--- Task instructions ---
Print, word for word, the opening line of the data below and every line after it through the line that contains "import React from", but not the pictures.

--- Data shown ---
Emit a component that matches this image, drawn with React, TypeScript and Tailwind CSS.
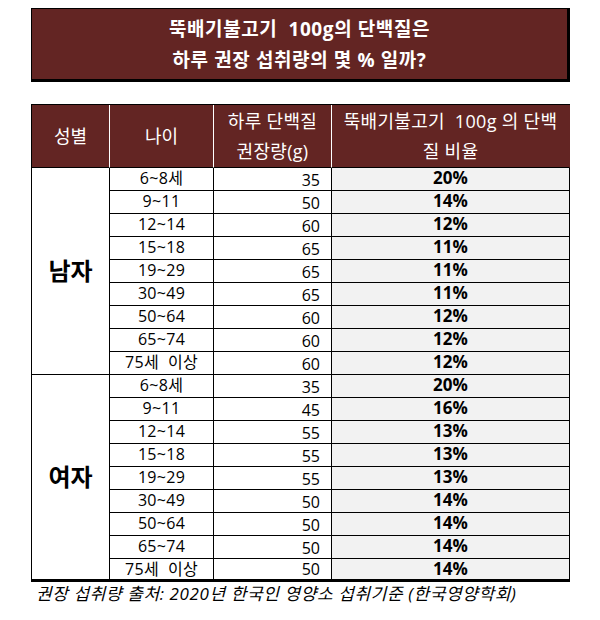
import React from "react";

const male = [
  ["6~8세", "35", "20%"],
  ["9~11", "50", "14%"],
  ["12~14", "60", "12%"],
  ["15~18", "65", "11%"],
  ["19~29", "65", "11%"],
  ["30~49", "65", "11%"],
  ["50~64", "60", "12%"],
  ["65~74", "60", "12%"],
  ["75세 이상", "60", "12%"],
];
const female = [
  ["6~8세", "35", "20%"],
  ["9~11", "45", "16%"],
  ["12~14", "55", "13%"],
  ["15~18", "55", "13%"],
  ["19~29", "55", "13%"],
  ["30~49", "50", "14%"],
  ["50~64", "50", "14%"],
  ["65~74", "50", "14%"],
  ["75세 이상", "50", "14%"],
];

function Rows({ data, last }: { data: string[][]; last: boolean }) {
  return (
    <>
      {data.map((r, i) => {
        const isLast = last && i === data.length - 1;
        const bb = isLast ? "border-b-[3px]" : "border-b";
        return (
          <React.Fragment key={i}>
            <div className={`col-start-2 border-r ${bb} border-black flex items-start justify-center text-[16px] leading-[20px] tracking-[0.3px] whitespace-pre text-black`}>
              {r[0].replace(" ", "  ")}
            </div>
            <div className={`col-start-3 border-r ${bb} border-black flex items-end justify-end pr-[11px] text-[16px] leading-[20px] text-black`}>
              {r[1]}
            </div>
            <div className={`col-start-4 border-r ${bb} border-black bg-[#f2f2f2] flex items-start justify-center font-bold text-[17px] leading-[20px] text-black`}>
              {r[2]}
            </div>
          </React.Fragment>
        );
      })}
    </>
  );
}

export default function App() {
  return (
    <div
      className="w-[600px] h-[620px] bg-white overflow-hidden"
      style={{ fontFamily: '"Open Sans", "Noto Sans CJK KR", sans-serif' }}
    >
      <div className="ml-[31px] mt-[8px] w-[539px] h-[74px] bg-[#632523] border-t border-l border-r-[3px] border-b-[3px] border-black flex flex-col items-center justify-center pt-[2px] text-white font-bold text-[19px] leading-[31px] tracking-[0.6px] whitespace-pre">
        <div>뚝배기불고기  100g의 단백질은</div>
        <div>하루 권장 섭취량의 몇 % 일까?</div>
      </div>

      <div className="ml-[31px] mt-[22px] w-[539px] border-l border-t border-black grid grid-cols-[78px_104px_118px_238px] grid-rows-[63px_repeat(18,23px)]">
        <div className="bg-[#632523] border-r border-r-white border-b border-b-black flex items-center justify-center text-white text-[18px]">
          성별
        </div>
        <div className="bg-[#632523] border-r border-r-white border-b border-b-black flex items-center justify-center text-white text-[18px]">
          나이
        </div>
        <div className="bg-[#632523] border-r border-r-white border-b border-b-black flex flex-col items-center justify-center text-white text-[18px] leading-[30px] tracking-[0.3px]">
          <div>하루 단백질</div>
          <div>권장량(g)</div>
        </div>
        <div className="bg-[#632523] border-r border-r-[#632523] border-b border-b-black flex flex-col items-center justify-center text-white text-[18px] leading-[30px] tracking-[0.3px] whitespace-pre">
          <div>뚝배기불고기  100g 의 단백</div>
          <div>질 비율</div>
        </div>

        <div className="col-start-1 row-start-2 row-span-9 border-r border-b border-black flex items-center justify-center font-bold text-[24px] text-black">
          남자
        </div>
        <Rows data={male} last={false} />
        <div className="col-start-1 row-start-11 row-span-9 border-r border-b-[3px] border-black flex items-center justify-center font-bold text-[24px] text-black">
          여자
        </div>
        <Rows data={female} last={true} />
      </div>

      <div className="ml-[36px] mt-[1px] italic text-[17px] leading-[22px] tracking-[0.6px] text-black">
        권장 섭취량 출처: 2020년 한국인 영양소 섭취기준 (한국영양학회)
      </div>
    </div>
  );
}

--- Result of the exercise ---
Emit a component that matches this image, drawn with React, TypeScript and Tailwind CSS.
import React from "react";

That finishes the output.